Unilever Research Prizes 2019
13 Talented young researchers awarded with Unilever Research Prizes
Last week, the 63rd edition of the Unilever Research Prizes was hosted in Unilever’s recently opened Foods Innovation Centre. Each Dutch University put forward one of their top Master students – those who have done outstanding work in their field of study and show traits of a qualified researcher. To stimulate these promising talents in their future development, each one of them was awarded a cheque for €2,500.
With the long-standing tradition of the Unilever Research Prizes, the valued relationship with the Dutch academic world is acknowledged and nurtured.
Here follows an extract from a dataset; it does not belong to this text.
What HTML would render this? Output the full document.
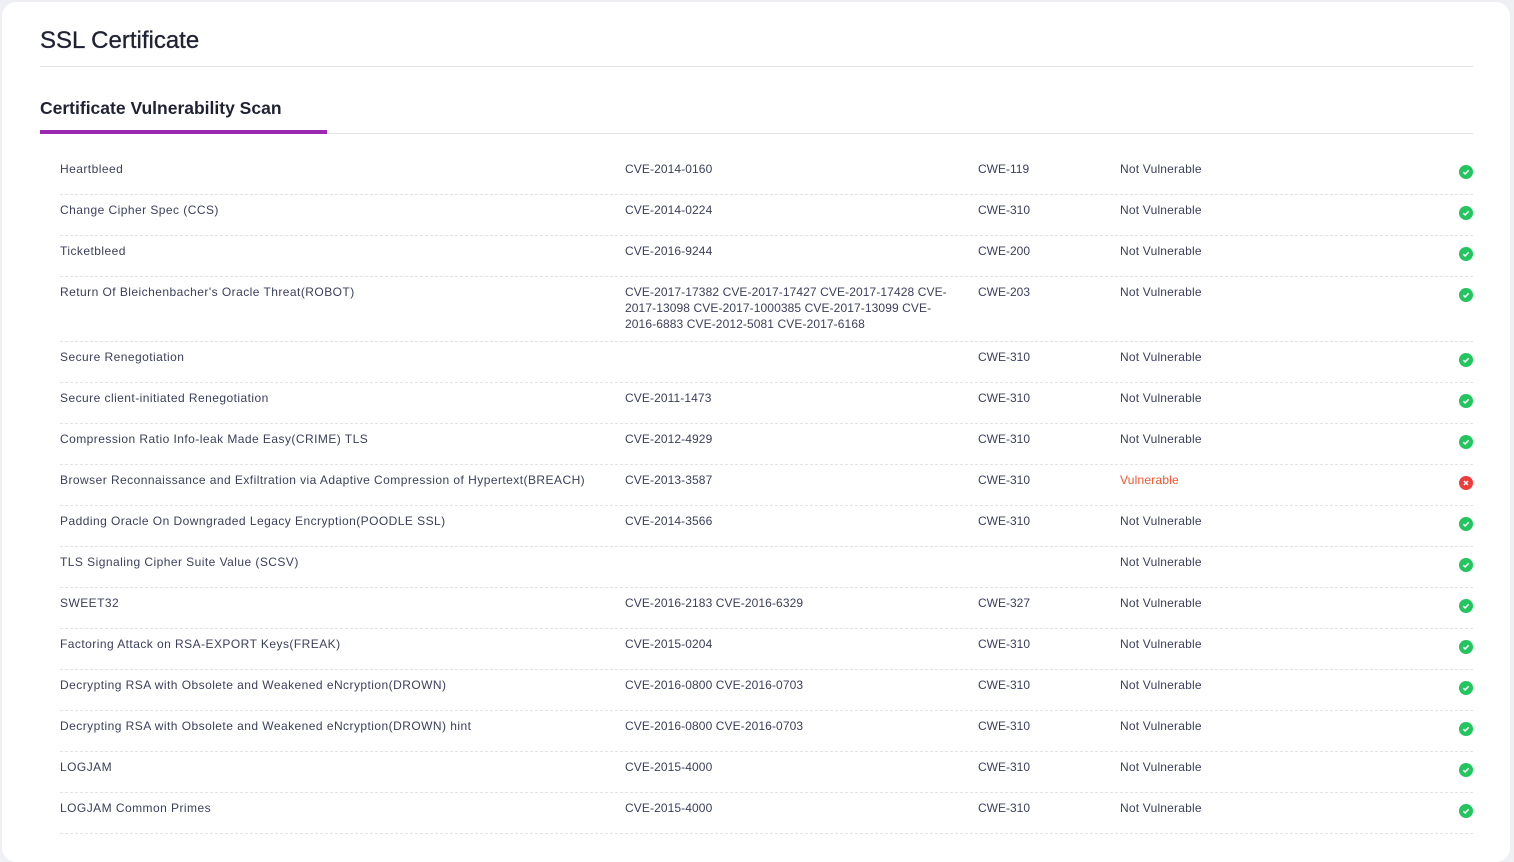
<!DOCTYPE html>
<html><head><style>
body{margin:0;background:#eef0f3;font-family:"Liberation Sans",sans-serif;width:1514px;height:844px;overflow:hidden;position:relative}
.card{position:absolute;left:2px;top:2px;width:1508px;height:860px;background:#fff;border-radius:14px}
h1{position:absolute;left:40px;top:27px;margin:0;font-size:24px;font-weight:normal;color:#1f2233;letter-spacing:0;-webkit-text-stroke:0.3px #1f2233}
.l1{position:absolute;left:40px;right:41px;top:66px;border-top:1px solid #e4e5ea}
h2{position:absolute;left:40px;top:98px;margin:0;font-size:17.5px;font-weight:bold;color:#1f2233}
.l2{position:absolute;left:40px;right:41px;top:133px;border-top:1px solid #e4e5ea}
.tab{position:absolute;left:40px;width:287px;top:130px;height:4px;background:#9c27b0}
.row{position:absolute;left:60px;width:1413px;border-bottom:1px dashed #e2e3e7;font-size:12px;color:#3a3f5c;line-height:16px}
.row div{position:absolute;top:8px}
.c1{left:0;letter-spacing:.45px}.c2{left:565px;width:340px;letter-spacing:.1px;white-space:nowrap}.c3{left:918px}.c4{left:1060px;letter-spacing:.2px}
.ic{position:absolute;left:1399px;top:12px!important;width:14px;height:14px;border-radius:50%;background:#22c55e}
.ic svg{position:absolute;left:0;top:0}
.bad{background:#ef3b3b}
.red{color:#f2542d}
</style></head><body>
<div class="card"></div>
<h1>SSL Certificate</h1>
<div class="l1"></div>
<h2>Certificate Vulnerability Scan</h2>
<div class="l2"></div>
<div class="tab"></div>

<div class="row" style="top:153px;height:41px"><div class="c1">Heartbleed</div><div class="c2">CVE-2014-0160</div><div class="c3">CWE-119</div><div class="c4">Not Vulnerable</div><div class="ic"><svg width="14" height="14"><path d="M4.3 7.2l1.8 1.7 3.6-3.6" stroke="#fff" stroke-width="1.5" fill="none"/></svg></div></div>
<div class="row" style="top:194px;height:41px"><div class="c1">Change Cipher Spec (CCS)</div><div class="c2">CVE-2014-0224</div><div class="c3">CWE-310</div><div class="c4">Not Vulnerable</div><div class="ic"><svg width="14" height="14"><path d="M4.3 7.2l1.8 1.7 3.6-3.6" stroke="#fff" stroke-width="1.5" fill="none"/></svg></div></div>
<div class="row" style="top:235px;height:41px"><div class="c1">Ticketbleed</div><div class="c2">CVE-2016-9244</div><div class="c3">CWE-200</div><div class="c4">Not Vulnerable</div><div class="ic"><svg width="14" height="14"><path d="M4.3 7.2l1.8 1.7 3.6-3.6" stroke="#fff" stroke-width="1.5" fill="none"/></svg></div></div>
<div class="row" style="top:276px;height:65px"><div class="c1">Return Of Bleichenbacher's Oracle Threat(ROBOT)</div><div class="c2">CVE-2017-17382 CVE-2017-17427 CVE-2017-17428 CVE-<br>2017-13098 CVE-2017-1000385 CVE-2017-13099 CVE-<br>2016-6883 CVE-2012-5081 CVE-2017-6168</div><div class="c3">CWE-203</div><div class="c4">Not Vulnerable</div><div class="ic"><svg width="14" height="14"><path d="M4.3 7.2l1.8 1.7 3.6-3.6" stroke="#fff" stroke-width="1.5" fill="none"/></svg></div></div>
<div class="row" style="top:341px;height:41px"><div class="c1">Secure Renegotiation</div><div class="c2"></div><div class="c3">CWE-310</div><div class="c4">Not Vulnerable</div><div class="ic"><svg width="14" height="14"><path d="M4.3 7.2l1.8 1.7 3.6-3.6" stroke="#fff" stroke-width="1.5" fill="none"/></svg></div></div>
<div class="row" style="top:382px;height:41px"><div class="c1">Secure client-initiated Renegotiation</div><div class="c2">CVE-2011-1473</div><div class="c3">CWE-310</div><div class="c4">Not Vulnerable</div><div class="ic"><svg width="14" height="14"><path d="M4.3 7.2l1.8 1.7 3.6-3.6" stroke="#fff" stroke-width="1.5" fill="none"/></svg></div></div>
<div class="row" style="top:423px;height:41px"><div class="c1">Compression Ratio Info-leak Made Easy(CRIME) TLS</div><div class="c2">CVE-2012-4929</div><div class="c3">CWE-310</div><div class="c4">Not Vulnerable</div><div class="ic"><svg width="14" height="14"><path d="M4.3 7.2l1.8 1.7 3.6-3.6" stroke="#fff" stroke-width="1.5" fill="none"/></svg></div></div>
<div class="row" style="top:464px;height:41px"><div class="c1">Browser Reconnaissance and Exfiltration via Adaptive Compression of Hypertext(BREACH)</div><div class="c2">CVE-2013-3587</div><div class="c3">CWE-310</div><div class="c4 red">Vulnerable</div><div class="ic bad"><svg width="14" height="14"><path d="M5 5l4 4M9 5l-4 4" stroke="#fff" stroke-width="1.5"/></svg></div></div>
<div class="row" style="top:505px;height:41px"><div class="c1">Padding Oracle On Downgraded Legacy Encryption(POODLE SSL)</div><div class="c2">CVE-2014-3566</div><div class="c3">CWE-310</div><div class="c4">Not Vulnerable</div><div class="ic"><svg width="14" height="14"><path d="M4.3 7.2l1.8 1.7 3.6-3.6" stroke="#fff" stroke-width="1.5" fill="none"/></svg></div></div>
<div class="row" style="top:546px;height:41px"><div class="c1">TLS Signaling Cipher Suite Value (SCSV)</div><div class="c2"></div><div class="c3"></div><div class="c4">Not Vulnerable</div><div class="ic"><svg width="14" height="14"><path d="M4.3 7.2l1.8 1.7 3.6-3.6" stroke="#fff" stroke-width="1.5" fill="none"/></svg></div></div>
<div class="row" style="top:587px;height:41px"><div class="c1">SWEET32</div><div class="c2">CVE-2016-2183 CVE-2016-6329</div><div class="c3">CWE-327</div><div class="c4">Not Vulnerable</div><div class="ic"><svg width="14" height="14"><path d="M4.3 7.2l1.8 1.7 3.6-3.6" stroke="#fff" stroke-width="1.5" fill="none"/></svg></div></div>
<div class="row" style="top:628px;height:41px"><div class="c1">Factoring Attack on RSA-EXPORT Keys(FREAK)</div><div class="c2">CVE-2015-0204</div><div class="c3">CWE-310</div><div class="c4">Not Vulnerable</div><div class="ic"><svg width="14" height="14"><path d="M4.3 7.2l1.8 1.7 3.6-3.6" stroke="#fff" stroke-width="1.5" fill="none"/></svg></div></div>
<div class="row" style="top:669px;height:41px"><div class="c1">Decrypting RSA with Obsolete and Weakened eNcryption(DROWN)</div><div class="c2">CVE-2016-0800 CVE-2016-0703</div><div class="c3">CWE-310</div><div class="c4">Not Vulnerable</div><div class="ic"><svg width="14" height="14"><path d="M4.3 7.2l1.8 1.7 3.6-3.6" stroke="#fff" stroke-width="1.5" fill="none"/></svg></div></div>
<div class="row" style="top:710px;height:41px"><div class="c1">Decrypting RSA with Obsolete and Weakened eNcryption(DROWN) hint</div><div class="c2">CVE-2016-0800 CVE-2016-0703</div><div class="c3">CWE-310</div><div class="c4">Not Vulnerable</div><div class="ic"><svg width="14" height="14"><path d="M4.3 7.2l1.8 1.7 3.6-3.6" stroke="#fff" stroke-width="1.5" fill="none"/></svg></div></div>
<div class="row" style="top:751px;height:41px"><div class="c1">LOGJAM</div><div class="c2">CVE-2015-4000</div><div class="c3">CWE-310</div><div class="c4">Not Vulnerable</div><div class="ic"><svg width="14" height="14"><path d="M4.3 7.2l1.8 1.7 3.6-3.6" stroke="#fff" stroke-width="1.5" fill="none"/></svg></div></div>
<div class="row" style="top:792px;height:41px"><div class="c1">LOGJAM Common Primes</div><div class="c2">CVE-2015-4000</div><div class="c3">CWE-310</div><div class="c4">Not Vulnerable</div><div class="ic"><svg width="14" height="14"><path d="M4.3 7.2l1.8 1.7 3.6-3.6" stroke="#fff" stroke-width="1.5" fill="none"/></svg></div></div>
</body></html>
Working together in times when our planet and people require significant breakthroughs in science and technology, will be crucial.
Solutions must be sought collaboratively, in order to reach UN’s Sustainable Development Goals by 2030. Manfred Aben (Director Unilever’s Foods Innovation Centre): “If we think we can do it alone, we’re not thinking big enough.” In line with this, an important selection criterion for the 2019 Research Prize winners was the relevance of their research to one or more Sustainable Development Goals.
Prize winners (Steven Beijer, Eleanor Gourevitch, Else de Ridder, Leon Rosseau, Laura Oostenbach, Daan Bunt, Dana Rademaker, Klara Lohkamp, Steven van Kesteren, Emily Tang, Carmem Meira Cunha, Björn Nijhuis and Michelle Schinkel) were awarded by Richard Slater, Chief R&D Officer at Unilever, and Carla Hilhorst, Executive Vice President R&D Foods & Refreshment at Unilever. During the ceremony, attention was paid to the topics addressed in their master’s theses and the impact of the student’s findings in a broader context. Also, students Laura Oostenbach and Steven van Kesteren pitched their research findings in more detail to the audience.
In addition to the research on cleaner energy, better materials and a deeper understanding of health and wellbeing by the prize winners, further research insights were given by Frank van Harmelen, AI professor at the Vrije Universiteit Amsterdam, and Krassimir Velikov, Senior Science & Program Leader at Unilever. During his lecture, Frank van Harmelen argued how advances in computer science (AI, the Web) make it possible to radically change how scientists are communicating their work to each other. After this, Krassimir Velikov presented how nature’s toolbox hidden in plants fuel the innovations in Unilever’s Research and Development.
Both the lectures and the impressive research done by the prize winners sparked conversations between students, academics and industry researchers. After the award ceremony and during a digital poster presentation session, students discussed their theses, current projects and future perspectives with experienced players in the field of research.